Observation data Epoch J2000 Equinox ICRS
- Constellation: Cygnus
- Right ascension: 21^{h} 42^{m} 42.8034^{s}
- Declination: +43° 35′ 09.864″
- Apparent magnitude (V): 7.7–12.4

Characteristics
- Spectral type: K5V
- Variable type: Dwarf nova

Astrometry
- Radial velocity (R_{v}): −6.3±2.3 km/s
- Proper motion (μ): RA: 112.373±0.113 mas/yr Dec.: 33.589±0.094 mas/yr
- Parallax (π): 8.7242±0.0491 mas
- Distance: 372±7 ly (114±2 pc)

Orbit
- Period (P): 0.27512973 days
- Semi-major axis (a): 1.51–1.77 R_{☉}
- Inclination (i): 45–56°
- Semi-amplitude (K_{1}) (primary): 71.4±1.6 km/s
- Semi-amplitude (K_{2}) (secondary): 158.6±0.7 km/s

Details

Red dwarf
- Mass: 0.19–0.30 M_{☉}
- Temperature: 4,560 K

White dwarf
- Mass: 0.42–0.67 M_{☉}
- Other designations: SS Cyg, HD 206697, BD+42°4189a, TYC 3196-723-1

Database references
- SIMBAD: data

= SS Cygni =

Variable star in the constellation Cygnus

SS Cygni in outburst versus its quiet state

SS Cygni is a variable star in the northern constellation Cygnus (the Swan). It was discovered in 1896 by Louisa D. Wells, a computer working under Edward Pickering at Harvard College Observatory. It is the prototype of the subclass of dwarf novae that show only normal eruptions. It typically rises from 12th magnitude to 8th magnitude for 1–2 days every 7 or 8 weeks. The northerly declination of SS Cygni (about 44° N) makes the star almost circumpolar from European and North American latitudes, allowing a large proportion of the world's amateur astronomers to monitor its behavior. Furthermore, since the star lies against the rich backdrop of the Milky Way band, the telescope field of view around SS Cygni contains an abundance of useful brightness comparison stars.

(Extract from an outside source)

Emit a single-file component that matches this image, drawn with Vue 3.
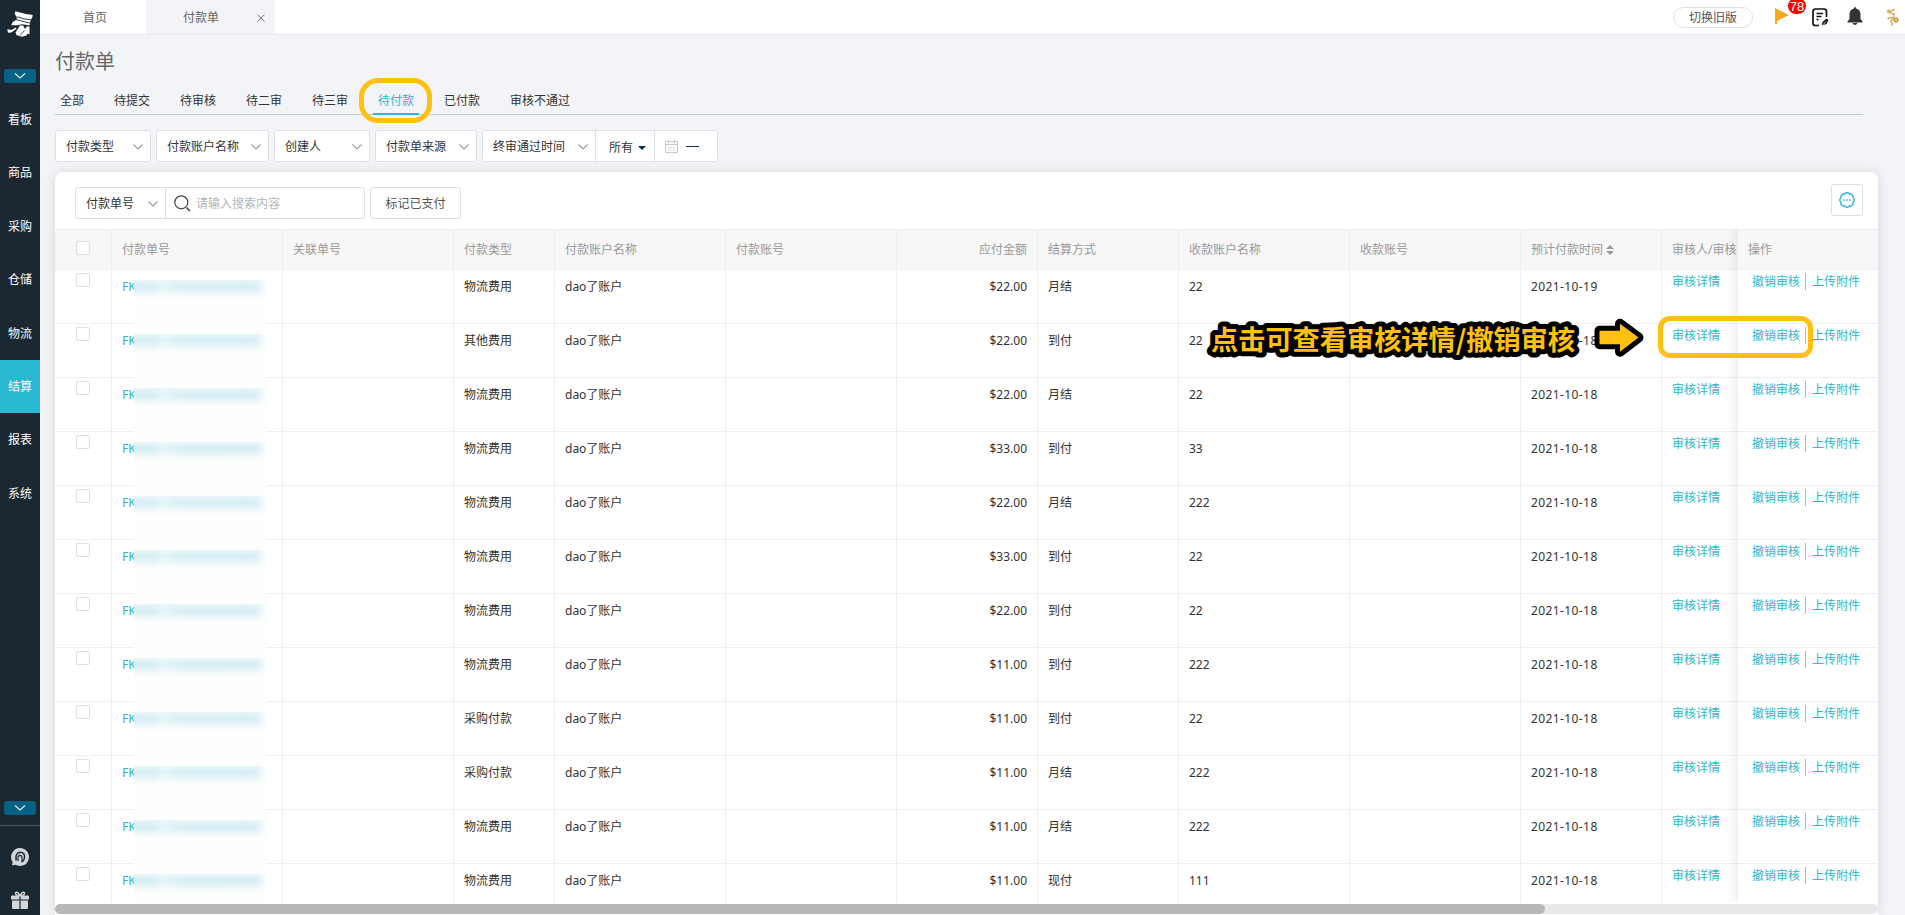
<!-- PaymentOrders.vue -->
<script setup>
import { ref } from 'vue';

const menus = ['看板', '商品', '采购', '仓储', '物流', '结算', '报表', '系统'];
const activeMenu = ref('结算');

const tabs = ['全部', '待提交', '待审核', '待二审', '待三审', '待付款', '已付款', '审核不通过'];
const activeTab = ref('待付款');

const filters = [
    { label: '付款类型', cls: 'w96' },
    { label: '付款账户名称', cls: 'w113' },
    { label: '创建人', cls: 'w96' },
    { label: '付款单来源', cls: 'w102' }
];

const keyword = ref('');

const rows = [
    ['物流费用', '$22.00', '月结', '22', '2021-10-19'],
    ['其他费用', '$22.00', '到付', '22', '2021-10-18'],
    ['物流费用', '$22.00', '月结', '22', '2021-10-18'],
    ['物流费用', '$33.00', '到付', '33', '2021-10-18'],
    ['物流费用', '$22.00', '月结', '222', '2021-10-18'],
    ['物流费用', '$33.00', '到付', '22', '2021-10-18'],
    ['物流费用', '$22.00', '到付', '22', '2021-10-18'],
    ['物流费用', '$11.00', '到付', '222', '2021-10-18'],
    ['采购付款', '$11.00', '到付', '22', '2021-10-18'],
    ['采购付款', '$11.00', '月结', '222', '2021-10-18'],
    ['物流费用', '$11.00', '月结', '222', '2021-10-18'],
    ['物流费用', '$11.00', '现付', '111', '2021-10-18']
].map(([type, amount, settle, payee, date]) => ({ type, amount, settle, payee, date }));
</script>

<template>
    <div class="layout">
        <aside class="sidebar">
            <svg class="logo" viewBox="0 0 26 26">
                <path d="M8.300 .3Q17 3 25.700 4L25.300 6.500L23.700 8.500L23 11.700L9.700 8.300V6L7.700 3Z" fill="#fff" />
                <path d="M10 5.800Q17 8.500 23.500 8.700" stroke="#1b2831" stroke-width=".9" fill="none" />
                <path d="M9 9L23.500 12.800L22 14.300L15 13.200L10.500 14.200L4.300 14.300L5.700 11Z" fill="#fff" />
                <path d="M13 14.500L16 14.200L18 18L20 15.200L22.500 15.500V23.500L20.500 22.500L19.500 24.500L15 25.700L9.700 24.300L8.500 21.500L11 17.500Z" fill="#fff" />
                <path d="M.3 18.300L4.300 19L8.800 16.500L9.500 17.800L4.300 21.500L1 21.700Z" fill="#fff" />
                <path d="M13 24.500L17.500 19.500" stroke="#1b2831" stroke-width=".8" fill="none" />
            </svg>
            <div class="fold">
                <svg viewBox="0 0 12 6"><path d="M1 .5L6 5L11 .5" /></svg>
            </div>
            <nav class="menu">
                <a v-for="m in menus" :key="m" :class="{ active: m === activeMenu }" @click="activeMenu = m">{{ m }}</a>
            </nav>
            <div class="side-bottom">
                <div class="fold">
                    <svg viewBox="0 0 12 6"><path d="M1 .5L6 5L11 .5" /></svg>
                </div>
                <div class="side-icons">
                    <svg viewBox="0 0 18 18">
                        <path d="M9 0A9 9 0 1 1 4.500 16.800L1 17.500L1.600 14A9 9 0 0 1 9 0Z" fill="#d3d6d8" />
                        <path d="M5.200 12.500Q3.800 5 9 4.300Q14.200 4.500 13.500 10Q13 13 10.500 14" fill="none" stroke="#1b2831" stroke-width="1.500" />
                        <path d="M7 13V9.200Q7.300 7.300 9.200 7.300Q11 7.500 11 9.500V13" fill="none" stroke="#1b2831" stroke-width="1.200" />
                    </svg>
                    <svg viewBox="0 0 18 18" fill="#d3d6d8">
                        <path d="M1 4.500H17Q18 4.500 18 5.500V8.500H9.600V5H8.400V8.500H0V5.500Q0 4.500 1 4.500Z" />
                        <path d="M1 9.500H8.400V18H2Q1 18 1 17ZM9.600 9.500H17V17Q17 18 16 18H9.600Z" />
                        <path d="M9 4.500Q4 4.500 4.500 2Q6 -.5 9 4.500Q12 -.5 13.500 2Q14 4.500 9 4.500Z" fill="none" stroke="#d3d6d8" stroke-width="1.500" />
                    </svg>
                </div>
            </div>
        </aside>

        <div class="main">
            <header class="topbar">
                <div class="page-tab home">首页</div>
                <div class="page-tab current">
                    <span>付款单</span>
                    <svg viewBox="0 0 8 8"><path d="M.5 .5L7.500 7.500M7.500 .5L.5 7.500" /></svg>
                </div>
                <div class="tools">
                    <button class="switch-old">切换旧版</button>
                    <div class="flag">
                        <svg viewBox="0 0 14 16"><path d="M0 0L14 7L2 13V16H0Z" fill="#f7a91b" /></svg>
                        <span class="badge">78</span>
                    </div>
                    <svg class="doc" viewBox="0 0 17 19" fill="none" stroke="#111" stroke-width="1.700">
                        <path d="M14.500 9V3.500Q14.500 1 12 1H3.500Q1 1 1 3.500V15.500Q1 17.500 3.500 17.500H7" />
                        <path d="M4.500 5.500H11M4.500 8.500H9.500M4.500 11.500H6.500" stroke-width="1.500" />
                        <path d="M9.700 17.500L10.500 14L14.500 10.500L16.500 12L14.500 16Z" fill="#111" stroke="none" />
                        <path d="M11 16.800L14 13.500" stroke="#fff" stroke-width=".8" />
                    </svg>
                    <svg class="bell" viewBox="0 0 16 18" fill="#333">
                        <path d="M7 1.500Q7 0 8 0Q9 0 9 1.500Q13.500 2.500 13.500 7.500V12L15.500 14.500V15.500H.5V14.500L2.500 12V7.500Q2.500 2.500 7 1.500ZM5.500 16H10.500Q9.500 18 8 18Q6.500 18 5.500 16Z" />
                    </svg>
                    <svg class="runner" viewBox="0 0 13 19" fill="none" stroke="#d5ad62" stroke-width="1.500">
                        <circle cx="3" cy="3.500" r="2" fill="#d9ad5b" stroke="none" />
                        <path d="M4 4.500L7 2L9 1.500M4.500 5.500L8 6L7.500 10L4 9.500L1.500 11M7 10.500L5 13.500L6.500 16L5.500 18" />
                        <circle cx="10" cy="12" r="2.200" fill="#e2bd77" stroke="#b98a35" stroke-width="1" />
                    </svg>
                </div>
            </header>

            <section class="content">
                <h1>付款单</h1>
                <div class="status-tabs">
                    <a v-for="t in tabs" :key="t" :class="{ active: t === activeTab }" @click="activeTab = t">
                        {{ t }}<i v-if="t === '待付款'" class="ring"></i>
                    </a>
                </div>

                <div class="filters">
                    <div v-for="f in filters" :key="f.label" class="select" :class="f.cls">
                        <span>{{ f.label }}</span>
                        <svg class="arrow" viewBox="0 0 10 6"><path d="M.5 .5L5 5L9.500 .5" /></svg>
                    </div>
                    <div class="group">
                        <div class="select w113">
                            <span>终审通过时间</span>
                            <svg class="arrow" viewBox="0 0 10 6"><path d="M.5 .5L5 5L9.500 .5" /></svg>
                        </div>
                        <div class="range">所有<i class="caret"></i></div>
                        <div class="dates">
                            <svg viewBox="0 0 13 13" fill="none" stroke="#c3cacd">
                                <path d="M.5 1.500H12.500V12.500H.5ZM.5 4.500H12.500M3.500 0V3M9.500 0V3" />
                                <path d="M3 7.500H10.500M3 9.800H10.500" stroke-dasharray="1.500 1" />
                            </svg>
                            <i class="dash"></i>
                        </div>
                    </div>
                </div>

                <div class="card">
                    <div class="toolbar">
                        <div class="group">
                            <div class="select w90">
                                <span>付款单号</span>
                                <svg class="arrow" viewBox="0 0 10 6"><path d="M.5 .5L5 5L9.500 .5" /></svg>
                            </div>
                            <label class="search">
                                <svg viewBox="0 0 17 17" fill="none" stroke="#444" stroke-width="1.200">
                                    <circle cx="7.300" cy="7.300" r="6.500" />
                                    <path d="M12.500 12.500L16 16" stroke-width="1.600" />
                                </svg>
                                <input v-model="keyword" placeholder="请输入搜索内容" />
                            </label>
                        </div>
                        <button class="btn">标记已支付</button>
                        <button class="btn setting">
                            <svg viewBox="0 0 16 16" fill="none" stroke="#2bb8d0" stroke-width="1.400">
                                <path d="M8 .8Q9.500 .8 10.500 2Q12.500 1.700 13.200 2.800Q14.300 3.500 14 5.500Q15.200 6.500 15.200 8Q15.200 9.500 14 10.500Q14.300 12.500 13.200 13.200Q12.500 14.300 10.500 14Q9.500 15.200 8 15.200Q6.500 15.200 5.500 14Q3.500 14.300 2.800 13.200Q1.700 12.500 2 10.500Q.8 9.500 .8 8Q.8 6.500 2 5.500Q1.700 3.500 2.800 2.800Q3.500 1.700 5.500 2Q6.500 .8 8 .8Z" />
                                <path d="M4.300 8H11.700" stroke-dasharray="1.600 1.300" stroke-width="1.600" />
                            </svg>
                        </button>
                    </div>

                    <div class="table">
                        <div class="tr th">
                            <div class="td check"><i class="box"></i></div>
                            <div class="td">付款单号</div>
                            <div class="td">关联单号</div>
                            <div class="td">付款类型</div>
                            <div class="td">付款账户名称</div>
                            <div class="td">付款账号</div>
                            <div class="td right">应付金额</div>
                            <div class="td">结算方式</div>
                            <div class="td">收款账户名称</div>
                            <div class="td">收款账号</div>
                            <div class="td">预计付款时间<i class="sort"></i></div>
                            <div class="td clip">审核人/审核</div>
                            <div class="td ops">操作</div>
                        </div>
                        <div v-for="(r, i) in rows" :key="i" class="tr">
                            <div class="td check"><i class="box"></i></div>
                            <div class="td link no">FK<span class="mask"><i></i></span></div>
                            <div class="td"></div>
                            <div class="td">{{ r.type }}</div>
                            <div class="td">dao了账户</div>
                            <div class="td"></div>
                            <div class="td right">{{ r.amount }}</div>
                            <div class="td">{{ r.settle }}</div>
                            <div class="td">{{ r.payee }}</div>
                            <div class="td"></div>
                            <div class="td date">{{ r.date }}</div>
                            <div class="td clip link">审核详情</div>
                            <div class="td ops link"><a>撤销审核</a><a>上传附件</a></div>
                        </div>
                        <div class="shade"></div>
                        <div class="mark"></div>
                        <svg class="tip" viewBox="0 0 450 56">
                            <text x="11" y="40">点击可查看审核详情/撤销审核</text>
                            <path d="M399.500 20.700H420V13.700L438.500 27.500L420 41.700V34.300H399.500Z" />
                        </svg>
                    </div>
                    <div class="scroll"><i></i></div>
                </div>
            </section>
        </div>
    </div>
</template>

<style>
body {
    margin: 0;
    overflow: hidden;
}
</style>

<style scoped>
* {
    box-sizing: border-box;
}

.layout {
    display: flex;
    width: 1905px;
    height: 915px;
    overflow: hidden;
    background: #f3f4f8;
    color: #333;
    font: 12px/18px "Noto Sans", "Noto Sans CJK SC", sans-serif;
}

button,
input {
    font: inherit;
}

/* sidebar */
.sidebar {
    width: 40px;
    display: flex;
    flex-direction: column;
    align-items: center;
    background: #1b2831;
    color: #fff;
}

.logo {
    width: 26px;
    height: 26px;
    margin: 11px 0 32px;
    flex: none;
}

.fold {
    width: 32px;
    height: 14px;
    flex: none;
    display: flex;
    align-items: center;
    justify-content: center;
    border-radius: 3px;
    background: #056285;
}

.fold svg {
    width: 12px;
    height: 6px;
    fill: none;
    stroke: #dfeaf0;
    stroke-width: 1.2;
}

.menu {
    width: 100%;
    margin-top: 9.8px;
}

.menu a {
    display: flex;
    height: 53.4px;
    padding-top: 1px;
    align-items: center;
    justify-content: center;
}

.menu .active {
    background: #2ab7d1;
}

.side-bottom {
    width: 100%;
    margin-top: auto;
    display: flex;
    flex-direction: column;
    align-items: center;
}

.side-icons {
    width: 100%;
    height: 90px;
    margin-top: 10px;
    padding-top: 22px;
    border-top: 1px solid #4b565d;
    display: flex;
    flex-direction: column;
    align-items: center;
    gap: 25px;
}

.side-icons svg {
    width: 18px;
    height: 18px;
    overflow: visible;
}

/* top bar */
.main {
    flex: 1;
    min-width: 0;
}

.topbar {
    display: flex;
    height: 35px;
    background: #fff;
    border-bottom: 1px solid #e6e8ea;
}

.page-tab {
    display: flex;
    align-items: center;
    padding-top: 1px;
    color: #666;
}

.home {
    width: 106px;
    padding-left: 43px;
}

.current {
    width: 129px;
    padding-right: 10px;
    padding-left: 37px;
    justify-content: space-between;
    background: #f3f4f8;
}

.current svg {
    width: 8px;
    height: 8px;
    stroke: #777;
    fill: none;
}

.tools {
    display: flex;
    align-items: flex-start;
    margin-left: auto;
    padding-right: 6px;
}

.switch-old {
    width: 80px;
    height: 21px;
    margin: 7px 22px 0 0;
    padding: 1px 0 0;
    border: 1px solid #e0e0e0;
    border-radius: 11px;
    background: #fff;
    color: #555;
    line-height: 18px;
}

.flag {
    position: relative;
    width: 14px;
    margin: 8px 23px 0 0;
}

.flag svg {
    display: block;
    width: 14px;
    height: 16px;
}

.badge {
    position: absolute;
    left: 13px;
    top: -10px;
    width: 18px;
    height: 16px;
    border-radius: 8px;
    background: #f00;
    color: #fff;
    font: 13px/18px "Liberation Sans", sans-serif;
    text-align: center;
}

.doc {
    width: 17px;
    height: 19px;
    margin: 8px 18px 0 0;
}

.bell {
    width: 16px;
    height: 18px;
    margin: 7px 23px 0 0;
}

.runner {
    width: 13px;
    height: 19px;
    margin-top: 8px;
}

/* content */
.content {
    padding: 12px 27px 0 15px;
}

h1 {
    margin: 0;
    font-size: 20px;
    line-height: 30px;
    font-weight: 400;
    color: #666;
}

.status-tabs {
    display: flex;
    gap: 20px;
    height: 28px;
    margin: 10px 15px 0 0;
    border-bottom: 1px solid #b9c9cd;
}

.status-tabs a {
    position: relative;
    height: 28px;
    padding: 5px 5px 0;
}

.status-tabs .active {
    color: #2bb8d0;
    border-bottom: 2px solid #2bb8d0;
}

.ring {
    position: absolute;
    left: -14px;
    top: -9px;
    width: 73px;
    height: 45px;
    border: 5px solid #ffc010;
    border-radius: 19px;
}

.filters {
    display: flex;
    gap: 5px;
    margin-top: 15px;
}

.select {
    display: flex;
    align-items: center;
    justify-content: space-between;
    height: 32px;
    padding: 1px 7px 0 10px;
    border: 1px solid #dcdfe6;
    border-radius: 3px;
    background: #fff;
}

.arrow {
    width: 10px;
    height: 6px;
    fill: none;
    stroke: #999;
    stroke-width: 1.1;
}

.w90 { width: 90px; }
.w96 { width: 96px; }
.w102 { width: 102px; }
.w113 { width: 113px; }

.group {
    display: flex;
    height: 32px;
    border: 1px solid #dcdfe6;
    border-radius: 3px;
    background: #fff;
}

.group .select {
    height: 30px;
    border: 0;
    border-right: 1px solid #dcdfe6;
    border-radius: 3px 0 0 3px;
}

.range {
    width: 59px;
    display: flex;
    align-items: center;
    padding: 3px 0 0 13px;
    border-right: 1px solid #dcdfe6;
}

.caret {
    margin-left: 5px;
    border: 4px solid transparent;
    border-top-color: #03394a;
    border-bottom: 0;
}

.dates {
    width: 62px;
    display: flex;
    align-items: center;
    gap: 8px;
    padding-left: 10px;
}

.dates svg {
    width: 13px;
    height: 13px;
}

.dash {
    width: 13px;
    height: 1px;
    background: #03394a;
}

.card {
    margin-top: 10px;
    height: 743px;
    border-radius: 8px 8px 0 0;
    background: #fff;
    box-shadow: 0 0 12px rgba(0, 0, 0, .12);
}

.toolbar {
    display: flex;
    gap: 5px;
    height: 57px;
    padding: 15px 15px 0 20px;
}

.search {
    width: 198px;
    display: flex;
    align-items: center;
    gap: 5px;
    padding-left: 8px;
}

.search svg {
    width: 17px;
    height: 17px;
    flex: none;
}

.search input {
    flex: 1;
    min-width: 0;
    padding: 1px 0 0;
    border: 0;
    outline: 0;
    background: none;
}

.search input::placeholder {
    color: #b0b6bc;
}

.btn {
    width: 91px;
    height: 32px;
    padding: 1px 0 0;
    border: 1px solid #dcdfe6;
    border-radius: 3px;
    background: #fff;
    color: #555;
}

.setting {
    width: 32px;
    margin: -3px 0 0 auto;
    padding: 0;
    display: flex;
    align-items: center;
    justify-content: center;
}

.setting svg {
    width: 16px;
    height: 16px;
}

/* table */
.table {
    position: relative;
    height: 673px;
    overflow: hidden;
    border-top: 1px solid #eee;
}

.tr {
    display: grid;
    grid-template-columns: 57px 171px 171px 101px 171px 171px 141px 141px 171px 171px 141px 76px 140px;
    height: 54px;
}

.td {
    padding: 8px 10px 0;
    border-right: 1px solid #eee;
    border-bottom: 1px solid #eee;
    white-space: nowrap;
}

.th {
    height: 40px;
    background: #f7f7f7;
    color: #999;
}

.th .td {
    padding-top: 11px;
}

.tr .check {
    padding: 3px 0 0 21px;
}

.th .check {
    padding-top: 11px;
}

.box {
    display: block;
    width: 14px;
    height: 14px;
    border: 1px solid #dcdfe6;
    border-radius: 2px;
    background: #fff;
}

.right {
    text-align: right;
}

.link {
    color: #2bb8d0;
}

.no {
    position: relative;
}

/* order numbers are hidden behind a soft mask */
.mask {
    position: absolute;
    left: 22px;
    top: 10px;
    z-index: 1;
    width: 133px;
    height: 54px;
    overflow: hidden;
    background: #fefefe;
}

.mask i {
    display: block;
    width: 132px;
    height: 11px;
    margin: 1px 0 0 -5px;
    background: linear-gradient(90deg, #cdeaf0 20%, #e0f3f6 25%, #cfebf1 40%, #cfebf1 60%, #cbeaf0 100%);
    filter: blur(4px);
}

.sort {
    display: inline-block;
    width: 8px;
    height: 10px;
    margin-left: 3px;
    vertical-align: -1px;
    background: #999;
    clip-path: polygon(50% 0, 100% 40%, 0 40%, 0 60%, 100% 60%, 50% 100%, 0 60%, 0 40%);
}

.date {
    letter-spacing: .4px;
}

.tr .clip {
    padding-right: 0;
    overflow: hidden;
    border-right: 0;
}

.clip.link,
.tr .ops.link {
    padding-top: 3px;
}

.ops {
    border-right: 0;
}

.ops.link {
    padding-left: 14px;
}

.ops a + a {
    margin-left: 5px;
    padding-left: 6px;
    border-left: 1px solid #b5b5b5;
}

.shade {
    position: absolute;
    left: 1671px;
    top: 0;
    width: 12px;
    height: 673px;
    background: linear-gradient(90deg, transparent, rgba(0, 0, 0, .05));
}

.mark {
    position: absolute;
    left: 1603px;
    top: 86px;
    width: 155px;
    height: 42px;
    border: 5px solid #ffc010;
    border-radius: 12px;
}

.tip {
    position: absolute;
    left: 1145px;
    top: 80px;
    width: 450px;
    height: 56px;
    font: 700 27.2px "Noto Sans CJK SC", sans-serif;
    fill: #ffc010;
    stroke: #000;
    stroke-width: 10px;
    stroke-linejoin: round;
    paint-order: stroke fill;
}

.scroll {
    height: 10px;
    margin-top: 2px;
    border-radius: 5px;
    background: #e9e9e9;
}

.scroll i {
    display: block;
    width: 1490px;
    height: 10px;
    border-radius: 5px;
    background: #b8b8b8;
}
</style>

SS Cygni, like all other cataclysmic variables, consists of a close binary system. One of the components is a red dwarf-type star, cooler than the Sun, while the other is a white dwarf. The stars in the SS Cygni system are separated by a distance "only" 1.51 times larger than the Sun, completing their orbital revolution in slightly over six hours and 36 minutes. The inclination of the system is estimated to be 45-56 degrees, yielding masses in the range of 0.42 solar mass for the white dwarf primary star and 0.19 solar mass for the red dwarf secondary star.

Astronomically speaking, SS Cygni is also fairly close by. Originally thought to be at 90 to 100 light years, its distance was revised in 1952 to about 400 light years. In 2007 Hubble Space Telescope data indicated a distance of about 540 light years, though this value caused difficulties with the theory of dwarf novae; this was checked during 2010–2012 using radio astrometry with VLBI, which yielded a smaller distance of 114 ± 2 parsec. This value is much more in accord with the old (≈400 light-year) value, and it removes completely the difficulties the larger HST distance made for the theory of dwarf novae.